Ridley Scott atraviesa el peor y más exitoso momento de su carrera. Hace 20 
    años que no hace una película importante, más allás de la sobrevalorada 
    Thelma y Louise. Después de una trilogía excelente (Los duelistas, 
    Alien, Blade Runner), fue declinando hasta convertirse en un realizador 
    del montón. Pero con Gladiador y Hannibal no sólo se 
    transformó en un director ultrafamoso; también demostró que había perdido la 
    capacidad de narrar medianamente bien. La caída del halcón negro 
    marca el retorno de Scott como narrador y confirma al mismo tiempo que está
      dispuesto a filmar cualquier cosa con tal de seguir estando en el
      candelero.
    Tras la caída de las torres gemelas, los americanos sacaron a relucir su más 
    recalcitrante nacionalismo. En el cine se evidenció en dos sentidos: nada de 
    imágenes de la New York pre-atentado y un aluvión de películas bélicas de 
    propaganda.
    
    La caída del halcón negro es un intento ridículo de justificar la 
    invasión y el bombardeo norteamericano en paises subdesarrollados. Y se 
    desenmascara rápido, por sí sola.
    Scott filma el tercer mundo como Soderbergh: con una fotografía 
    amarillenta que hace de Somalía el país más sucio y temible del globo 
    terráqueo. Allí deben trasladarse los americanos para evitar que Aideed, "el 
    señor de la guerra", mate a los somalíes de hambre adueñándose de los 
    alimentos que envía la ONU. Por supuesto que lo primero que vemos es a sus 
    muchachos disparando a mujeres y niños que se acercan desesperados a la 
    montaña de comida.
    Entonces, los héroes entran en acción. Dos comandos especiales –los Delta 
    y los Ranger– unen sus fuerzas para una misión que en principio no presenta 
    complicaciones: tomar un edificio y secuestrar a dos secuases de Aideed. 

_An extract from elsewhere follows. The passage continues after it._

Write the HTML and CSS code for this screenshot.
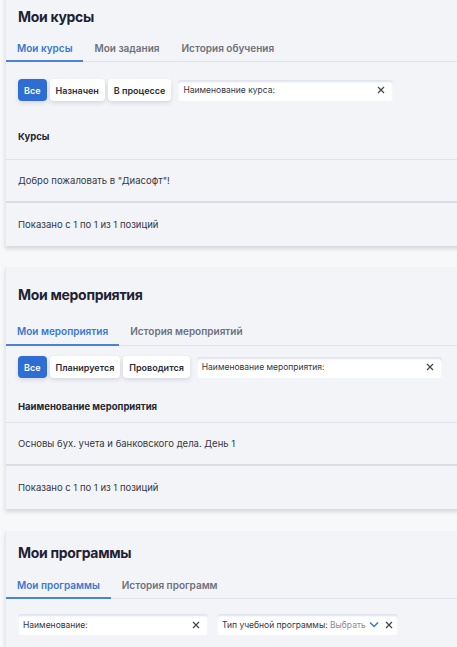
FILE: index.html
```html
<!DOCTYPE html>
<html>
<head>
<title>Мои курсы</title>
<link rel="stylesheet" href="styles.css">
</head>
<body>
  <div class="card card-courses">
    <h2 class="card-title">Мои курсы</h2>
    <div class="tabs">
      <div class="tab active">Мои курсы</div>
      <div class="tab">Мои задания</div>
      <div class="tab">История обучения</div>
    </div>
    <div class="filters">
      <button class="chip selected">Все</button>
      <button class="chip">Назначен</button>
      <button class="chip">В процессе</button>
      <div class="field field-course">
        <span class="field-label">Наименование курса:</span>
        <svg class="clear" width="8" height="8" viewBox="0 0 8 8"><path d="M1 1L7 7M7 1L1 7" stroke="#444" stroke-width="1.2"/></svg>
      </div>
    </div>
    <div class="table">
      <div class="row head">Курсы</div>
      <div class="row">Добро пожаловать в "Диасофт"!</div>
      <div class="row foot">Показано с 1 по 1 из 1 позиций</div>
    </div>
  </div>

  <div class="card card-events">
    <h2 class="card-title">Мои мероприятия</h2>
    <div class="tabs">
      <div class="tab active">Мои мероприятия</div>
      <div class="tab">История мероприятий</div>
    </div>
    <div class="filters">
      <button class="chip selected">Все</button>
      <button class="chip">Планируется</button>
      <button class="chip">Проводится</button>
      <div class="field field-event">
        <span class="field-label">Наименование мероприятия:</span>
        <svg class="clear" width="8" height="8" viewBox="0 0 8 8"><path d="M1 1L7 7M7 1L1 7" stroke="#444" stroke-width="1.2"/></svg>
      </div>
    </div>
    <div class="table">
      <div class="row head">Наименование мероприятия</div>
      <div class="row">Основы бух. учета и банковского дела. День 1</div>
      <div class="row foot">Показано с 1 по 1 из 1 позиций</div>
    </div>
  </div>

  <div class="card card-programs">
    <h2 class="card-title">Мои программы</h2>
    <div class="tabs">
      <div class="tab active">Мои программы</div>
      <div class="tab">История программ</div>
    </div>
    <div class="filters">
      <div class="field field-name">
        <span class="field-label">Наименование:</span>
        <svg class="clear" width="8" height="8" viewBox="0 0 8 8"><path d="M1 1L7 7M7 1L1 7" stroke="#444" stroke-width="1.2"/></svg>
      </div>
      <div class="field field-type">
        <span class="field-label">Тип учебной программы: <span class="placeholder">Выбрать</span></span>
        <svg class="chevron" width="10" height="7" viewBox="0 0 10 7"><path d="M1 1.5L5 5.5L9 1.5" fill="none" stroke="#3a78d0" stroke-width="1.5"/></svg>
        <svg class="clear" width="8" height="8" viewBox="0 0 8 8"><path d="M1 1L7 7M7 1L1 7" stroke="#444" stroke-width="1.2"/></svg>
      </div>
    </div>
  </div>
</body>
</html>
```

FILE: styles.css
```css
body {
  margin: 0;
  background-color: #f7f8fa;
  font-family: Inter, "Noto Sans", sans-serif;
  color: #2b2e38;
  overflow: hidden;
}

.card {
  background-color: #f3f4f8;
  margin-left: 5px;
  margin-right: -20px;
  border-left: 1px solid #e7e9ee;
  box-shadow: 0 3px 4px rgba(0, 0, 0, 0.13);
  padding-top: 17px;
}

.card-courses {
  margin-top: -10px;
  margin-bottom: 21px;
}

.card-events {
  padding-top: 18px;
  margin-bottom: 22px;
}

.card-programs {
  padding-top: 12px;
  padding-bottom: 40px;
}

.card-title {
  margin: 0 0 12px 12px;
  font-size: 14px;
  line-height: 20px;
  font-weight: 700;
  letter-spacing: -0.3px;
  color: #1f2233;
}

.card-courses .card-title {
  margin-bottom: 8px;
}

.card-events .card-title {
  margin-bottom: 13px;
}

.card-programs .card-title {
  margin-bottom: 9px;
}

.tabs {
  display: flex;
  border-bottom: 1px solid #e0e3e9;
}

.tab {
  padding: 6px 11px 5px;
  font-size: 10px;
  line-height: 14px;
  font-weight: 600;
  color: #6d717c;
  border-bottom: 2px solid transparent;
  margin-bottom: -1px;
}

.card-events .tab {
  padding-bottom: 6px;
}

.tab.active {
  color: #3a78d0;
  border-bottom-color: #4a84d8;
}

.filters {
  display: flex;
  align-items: center;
  gap: 3px;
  padding: 17px 12px 0;
}

.card-events .filters {
  padding-top: 10px;
}

.card-programs .filters {
  padding-top: 15px;
  gap: 9px;
}

.chip {
  height: 22px;
  padding: 0 6px;
  border: none;
  border-radius: 4px;
  background-color: #fff;
  box-shadow: 0 2px 4px rgba(40, 50, 80, 0.14);
  font-family: inherit;
  font-size: 9px;
  font-weight: 600;
  color: #2a2d36;
}

.chip.selected {
  background-color: #2d6dd4;
  color: #fff;
}

.field {
  display: flex;
  align-items: center;
  height: 21px;
  padding: 0 8px 0 5px;
  margin-left: 4px;
  background-color: #fff;
  border-radius: 3px;
  box-shadow: inset 0 2px 2px rgba(130, 140, 180, 0.25);
  font-size: 8.5px;
  color: #33363f;
}

.field svg {
  flex-shrink: 0;
}

.field-label {
  flex: 1;
  white-space: nowrap;
}

.placeholder {
  color: #8a8e98;
}

.field-course {
  width: 202px;
}

.field-event {
  width: 232px;
}

.field-name {
  width: 177px;
  margin-left: 0;
}

.field-type {
  width: 168px;
  margin-left: 0;
}

.chevron {
  margin: 0 6px 0 3px;
}

.table {
  margin-top: 13px;
}

.row {
  box-sizing: border-box;
  height: 43px;
  padding-left: 12px;
  display: flex;
  align-items: center;
  font-size: 9.5px;
  color: #34373f;
  border-bottom: 1px solid #e2e4ea;
}

.row.head {
  height: 46px;
  font-weight: 700;
  color: #24272f;
}

.card-events .row.head {
  height: 32px;
}

.row:nth-child(2) {
  border-bottom: 2px solid #d9dce2;
}

.row.foot {
  border-bottom: none;
}
```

    Pero algo sale mal y la misión de secuestro se transforma en rescate. Un 
    Halcón Negro (helicóptero militar) cae en medio de la ciudad rodeado de 
    presencias hostiles (el jefe del escuadrón ya había dado la alarma cuando se 
    quejaba de que Washington no le había mandado vehículos más sofisticados 
    –léase: que el Estado invierta más plata para acciones militares–). 
    Entonces todo empieza a girar en torno de cómo sacar a los soldados heridos 
    antes de que los somalíes se los coman vivos.
    Los combates son narrados en plan de película de acción, un poco a la 
    manera de Rescatando al Soldado Ryan –cámara próxima, vertiginosa, 
    violencia extrema–, con héroes de película de acción. Es decir, personajes 
    que casi nunca muestran temor y están dispuestos a sacrificar sus vidas por 
    sus compañeros. Lo que no se puede negar, entre tanto patrioterismo y 
    heroísmo extremos, es que Scott le saca el jugo a las batallas. Son casi dos 
    horas de tensión ininterrumpida, contada con una destreza que en el director 
    parecía perdida.
    Para el espectador tolerante de la propaganda desembozada, la película 
    resultará sumamente entretenida, bien filmada, con actuaciones discretas y 
    un realismo extremo a la hora de transmitir el terror que se vive en una 
    zona de guerra. Después de todo, el género bélico siempre floreció –salvo 
    contadas excepciones– de la mano de los deberes patrióticos. La caída del 
    halcón negro es precisamente eso: una buena película de género, con una 
    ideología proyanqui, absolutamente conservadora.